Si les conditions de tournage sont toujours les mêmes, c’est surtout la permanence du style Dupieux qui frappe, avec cette certitude désormais acquise que s’invente là, depuis Steak avec Éric et Ramzy (2006), une œuvre passionnante dont la formule secrète pourrait se résumer à une question : quel est le niveau de croyance du spectateur ?
Et, par extension, quel est encore le champ de possibles du cinéma ? Infini, répond malicieusement Wrong, qui débute sur un concept minimal (un Américain moyen perd son chien), avant de le détourner par à-coups, ajoutant ici l’histoire d’une mystérieuse secte procanine (dirigée par le délirant William Fichtner), là une romance parallèle avec une nympho hystérique, ou encore un personnage de détective redneck…

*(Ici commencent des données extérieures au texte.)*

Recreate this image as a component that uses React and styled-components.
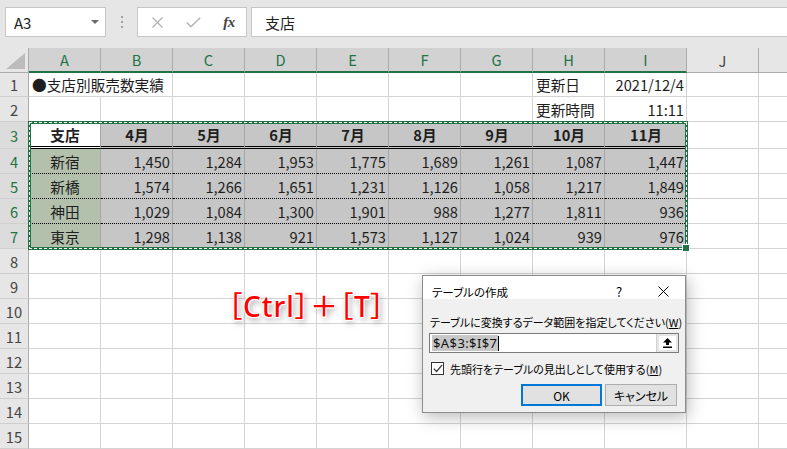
import React from "react";
import styled, { createGlobalStyle } from "styled-components";

const GlobalStyle = createGlobalStyle`
  html, body {
    margin: 0;
    padding: 0;
    background: #fff;
  }
  body {
    font-family: "Noto Sans CJK JP", "Noto Sans", sans-serif;
  }
  * {
    box-sizing: border-box;
  }
`;

const Window = styled.div`
  position: relative;
  width: 787px;
  height: 449px;
  overflow: hidden;
  background: #fff;
`;

/* ---------- formula bar ---------- */

const FormulaBar = styled.div`
  height: 48px;
  background: #e6e6e6;
  display: flex;
  align-items: flex-start;
  padding: 7px 0 0 5px;
`;

const NameBox = styled.div`
  width: 101px;
  height: 30px;
  background: #fff;
  border: 1px solid #c6c6c6;
  display: flex;
  align-items: center;
  justify-content: space-between;
  padding: 0 6px 0 8px;
  font-size: 15px;
  color: #222;
`;

const Caret = styled.span`
  width: 0;
  height: 0;
  border-left: 4px solid transparent;
  border-right: 4px solid transparent;
  border-top: 4px solid #6a6a6a;
`;

const Grip = styled.div`
  width: 31px;
  height: 30px;
  display: flex;
  flex-direction: column;
  align-items: center;
  justify-content: center;
  gap: 3px;

  span {
    width: 2px;
    height: 2px;
    background: #a0a0a0;
  }
`;

const FxBox = styled.div`
  width: 110px;
  height: 30px;
  background: #fff;
  border: 1px solid #c6c6c6;
  display: grid;
  grid-template-columns: repeat(3, 36px);
  padding-left: 1px;
  align-items: center;
  justify-items: center;
`;

const FxLabel = styled.span`
  font-family: "Liberation Serif", "DejaVu Serif", serif;
  font-style: italic;
  font-weight: 700;
  font-size: 15px;
  color: #444;
  letter-spacing: -0.5px;
`;

const FormulaInput = styled.div`
  flex: 1;
  height: 30px;
  margin-left: 4px;
  background: #fff;
  border: 1px solid #c6c6c6;
  border-right: none;
  display: flex;
  align-items: center;
  padding-left: 13px;
  font-size: 15px;
  color: #222;
`;

/* ---------- sheet ---------- */

const Sheet = styled.div`
  display: grid;
  grid-template-columns: 29px repeat(8, 72px) 82px 72px 1fr;
  grid-template-rows: 25px 24px 25px 27px repeat(12, 25px);
  font-size: 14.67px;
`;

const Corner = styled.div`
  position: relative;
  background: #e6e6e6;
  border-right: 1px solid #ababab;
  border-bottom: 1px solid #ababab;

  &::after {
    content: "";
    position: absolute;
    right: 3px;
    bottom: 3px;
    width: 19px;
    height: 16px;
    background: #bcbcbc;
    clip-path: polygon(100% 0, 100% 100%, 0 100%);
  }
`;

const ColHead = styled.div`
  display: flex;
  align-items: center;
  justify-content: center;
  background: ${(p) => (p.$sel ? "#d2d2d2" : "#e6e6e6")};
  color: ${(p) => (p.$sel ? "#217346" : "#444")};
  border-right: ${(p) => (p.$last ? "none" : "1px solid #ababab")};
  border-bottom: ${(p) => (p.$sel ? "2px solid #217346" : "1px solid #ababab")};
`;

const RowHead = styled.div`
  display: flex;
  align-items: center;
  justify-content: center;
  background: ${(p) => (p.$sel ? "#dcdcdc" : "#e6e6e6")};
  color: ${(p) => (p.$sel ? "#217346" : "#444")};
  border-right: 1px solid #ababab;
  border-bottom: 1px solid #cfcfcf;
`;

const bottoms = {
  grid: "1px solid #d4d4d4",
  double: "3px double #000",
  dotted: "1px dotted #000",
};

const justify = { left: "flex-start", center: "center", right: "flex-end" };

const Cell = styled.div`
  display: flex;
  align-items: center;
  justify-content: ${(p) => justify[p.$align || "left"]};
  grid-column: span ${(p) => p.$span || 1};
  padding: 0 2px 0 3px;
  white-space: nowrap;
  color: #1e1e1e;
  font-weight: ${(p) => (p.$bold ? 700 : 400)};
  background: ${(p) => p.$bg || "#fff"};
  border-right: ${(p) => (p.$last ? "none" : `1px solid ${p.$line || "#d4d4d4"}`)};
  border-bottom: ${(p) => bottoms[p.$bottom || "grid"]};
`;

const dashH = "repeating-linear-gradient(90deg, #fff 0 3px, transparent 3px 5px)";
const dashV = "repeating-linear-gradient(180deg, #fff 0 3px, transparent 3px 5px)";

const Marquee = styled.div`
  position: absolute;
  left: 28px;
  top: 121px;
  width: 660px;
  height: 129px;
  border: 3px solid #217346;
  pointer-events: none;

  &::before {
    content: "";
    position: absolute;
    inset: -2px;
    background: ${dashH} top / 100% 1px no-repeat,
      ${dashH} bottom / 100% 1px no-repeat,
      ${dashV} left / 1px 100% no-repeat,
      ${dashV} right / 1px 100% no-repeat;
  }

  &::after {
    content: "";
    position: absolute;
    right: -5px;
    bottom: -5px;
    width: 6px;
    height: 6px;
    background: #217346;
    border: 1px solid #fff;
  }
`;

const Shortcut = styled.div`
  position: absolute;
  left: 228px;
  top: 285px;
  font-family: "Noto Sans", "Noto Sans CJK JP", sans-serif;
  font-size: 28px;
  font-weight: 500;
  color: #ff0000;
  font-feature-settings: "palt";
  letter-spacing: 1px;
  white-space: nowrap;
  text-shadow: 1px 1px 0 #fff, -1px -1px 0 #fff, 1px -1px 0 #fff,
    -1px 1px 0 #fff, 2px 3px 6px rgba(0, 0, 0, 0.45);
`;

/* ---------- dialog ---------- */

const Dialog = styled.div`
  position: absolute;
  left: 422px;
  top: 275px;
  width: 264px;
  height: 138px;
  border: 1px solid #8c8c8c;
  background: #f0f0f0;
  box-shadow: 2px 4px 16px rgba(0, 0, 0, 0.28);
  display: flex;
  flex-direction: column;
  font-size: 11px;
  color: #000;
  font-feature-settings: "palt";
`;

const TitleBar = styled.div`
  height: 23px;
  background: #fff;
  display: flex;
  align-items: center;
  padding: 8px 0 0 9px;
  font-size: 11.5px;
`;

const Title = styled.span`
  flex: 1;
`;

const TitleButton = styled.span`
  width: 44px;
  display: flex;
  justify-content: center;
  align-items: center;
  font-size: 13px;
`;

const Body = styled.div`
  flex: 1;
  display: flex;
  flex-direction: column;
  padding: 15px 6px 6px 6px;
`;

const Label = styled.div`
  height: 16px;
  line-height: 16px;
  padding-left: 1px;
  white-space: nowrap;
  font-size: 11px;
`;

const RangeField = styled.div`
  margin-top: 3px;
  height: 20px;
  display: flex;
  background: #fff;
  border: 1px solid #7a7a7a;
`;

const RangeText = styled.div`
  flex: 1;
  display: flex;
  align-items: center;
  padding-left: 2px;
  font-family: "Noto Sans", "DejaVu Sans", sans-serif;
  font-size: 13px;
  letter-spacing: 0.4px;

  mark {
    background: #c8c8c8;
    color: #111;
    padding: 0 1px;
    line-height: 16px;
  }

  i {
    width: 1px;
    height: 15px;
    background: #000;
  }
`;

const RangeButton = styled.div`
  width: 22px;
  display: flex;
  align-items: center;
  justify-content: center;
  background: #fff;
  border-left: 1px solid #d0d0d0;
  box-shadow: inset 0 0 0 2px #e6e6e6;
`;

const CheckRow = styled.label`
  margin-top: 7px;
  height: 17px;
  display: flex;
  align-items: center;
  gap: 6px;
  padding-left: 2px;
  white-space: nowrap;
  font-size: 11px;
`;

const CheckBox = styled.span`
  width: 13px;
  height: 13px;
  border: 1px solid #333;
  background: #fff;
  display: flex;
  align-items: center;
  justify-content: center;
`;

const Buttons = styled.div`
  margin-top: 7px;
  display: flex;
  justify-content: flex-end;
  gap: 3px;
  padding-right: 2px;
`;

const Button = styled.div`
  width: ${(p) => (p.$primary ? "81px" : "72px")};
  height: 22px;
  display: flex;
  align-items: center;
  justify-content: center;
  background: #e1e1e1;
  font-size: 12px;
  border: ${(p) => (p.$primary ? "2px solid #0078d7" : "1px solid #adadad")};
`;

/* ---------- data ---------- */

const cols = ["A", "B", "C", "D", "E", "F", "G", "H", "I", "J"];
const months = ["4月", "5月", "6月", "7月", "8月", "9月", "10月", "11月"];
const branches = [
  ["新宿", ["1,450", "1,284", "1,953", "1,775", "1,689", "1,261", "1,087", "1,447"]],
  ["新橋", ["1,574", "1,266", "1,651", "1,231", "1,126", "1,058", "1,217", "1,849"]],
  ["神田", ["1,029", "1,084", "1,300", "1,901", "988", "1,277", "1,811", "936"]],
  ["東京", ["1,298", "1,138", "921", "1,573", "1,127", "1,024", "939", "976"]],
];

const SEL = "#c6c6c6";
const SEL_GREEN = "#b3c1ac";
const SEL_LINE = "#a6a6a6";

function TailCells() {
  return (
    <>
      <Cell />
      <Cell $last />
    </>
  );
}

function EmptyRow({ n }) {
  return (
    <>
      <RowHead>{n}</RowHead>
      {cols.slice(0, 9).map((c) => (
        <Cell key={c} />
      ))}
      <TailCells />
    </>
  );
}

export default function App() {
  return (
    <Window>
      <GlobalStyle />
      <FormulaBar>
        <NameBox>
          A3
          <Caret />
        </NameBox>
        <Grip>
          <span />
          <span />
          <span />
        </Grip>
        <FxBox>
          <svg width="11" height="11" viewBox="0 0 11 11">
            <path d="M0.5 0.5L10.5 10.5M10.5 0.5L0.5 10.5" stroke="#b4b4b4" strokeWidth="1.3" />
          </svg>
          <svg width="15" height="11" viewBox="0 0 15 11">
            <path d="M0.8 5.5L5 9.7L14.2 0.8" stroke="#b4b4b4" strokeWidth="1.6" fill="none" />
          </svg>
          <FxLabel>fx</FxLabel>
        </FxBox>
        <FormulaInput>支店</FormulaInput>
      </FormulaBar>

      <Sheet>
        <Corner />
        {cols.map((c) => (
          <ColHead key={c} $sel={c !== "J"}>
            {c}
          </ColHead>
        ))}
        <ColHead $last />

        <RowHead>1</RowHead>
        <Cell $span={2}>●支店別販売数実績</Cell>
        <Cell />
        <Cell />
        <Cell />
        <Cell />
        <Cell />
        <Cell>更新日</Cell>
        <Cell $align="right">2021/12/4</Cell>
        <TailCells />

        <RowHead>2</RowHead>
        {cols.slice(0, 7).map((c) => (
          <Cell key={c} />
        ))}
        <Cell>更新時間</Cell>
        <Cell $align="right">11:11</Cell>
        <TailCells />

        <RowHead $sel>3</RowHead>
        <Cell $align="center" $bold $bottom="double" $line={SEL_LINE}>
          支店
        </Cell>
        {months.map((m) => (
          <Cell key={m} $align="center" $bold $bg={SEL} $bottom="double" $line={SEL_LINE}>
            {m}
          </Cell>
        ))}
        <TailCells />

        {branches.map(([name, values], i) => {
          const bottom = i < branches.length - 1 ? "dotted" : "grid";
          return (
            <React.Fragment key={name}>
              <RowHead $sel>{i + 4}</RowHead>
              <Cell $align="center" $bg={SEL_GREEN} $bottom={bottom} $line={SEL_LINE}>
                {name}
              </Cell>
              {values.map((v, j) => (
                <Cell key={j} $align="right" $bg={SEL} $bottom={bottom} $line={SEL_LINE}>
                  {v}
                </Cell>
              ))}
              <TailCells />
            </React.Fragment>
          );
        })}

        {[8, 9, 10, 11, 12, 13, 14, 15].map((n) => (
          <EmptyRow key={n} n={n} />
        ))}
      </Sheet>

      <Marquee />

      <Shortcut>［Ctrl］＋［T］</Shortcut>

      <Dialog>
        <TitleBar>
          <Title>テーブルの作成</Title>
          <TitleButton>?</TitleButton>
          <TitleButton>
            <svg width="11" height="11" viewBox="0 0 11 11">
              <path d="M0.5 0.5L10.5 10.5M10.5 0.5L0.5 10.5" stroke="#000" strokeWidth="1" />
            </svg>
          </TitleButton>
        </TitleBar>
        <Body>
          <Label>
            テーブルに変換するデータ範囲を指定してください(<u>W</u>)
          </Label>
          <RangeField>
            <RangeText>
              <mark>$A$3:$I$7</mark>
              <i />
            </RangeText>
            <RangeButton>
              <svg width="9" height="10" viewBox="0 0 9 10">
                <path d="M4.5 0L9 4.5H6V7H3V4.5H0Z" fill="#000" />
                <rect x="0" y="8.5" width="9" height="1.5" fill="#000" />
              </svg>
            </RangeButton>
          </RangeField>
          <CheckRow>
            <CheckBox>
              <svg width="10" height="9" viewBox="0 0 10 9">
                <path d="M0.8 4.6L3.6 7.5L9.2 0.9" stroke="#333" strokeWidth="1.2" fill="none" />
              </svg>
            </CheckBox>
            <span>
              先頭行をテーブルの見出しとして使用する(<u>M</u>)
            </span>
          </CheckRow>
          <Buttons>
            <Button $primary>OK</Button>
            <Button>キャンセル</Button>
          </Buttons>
        </Body>
      </Dialog>
    </Window>
  );
}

Peu importe au fond que l’ensemble fasse sens, le film multiplie les pistes narratives, les genres et les humeurs, tantôt drôles, tantôt dépressives, qu’il abandonne brusquement (“wrong way”), au rythme saccadé d’une écriture automatique très stimulante.
Quelque chose relie pourtant cette compilation de dispositifs : disons un principe d’arbitraire, comme un régime de folie appliqué au monde auquel nous sommes priés d’adhérer – une horloge indique 7 h 60, des personnages morts réapparaissent (Éric Judor, hébété, génial), des bureaucrates travaillent sous les trombes d’eau (une critique du néocapitalisme ? Même pas).
Souvent Quentin Dupieux frôle le néant, le simple gag, tandis que le film effectue une opération étrange, souterraine : il nous manipule et nous surprend, nous bouleverse au premier degré avec les retrouvailles entre un homme et son chien, dans la plus simple expression d’un cinéma extrait de ce grand bordel.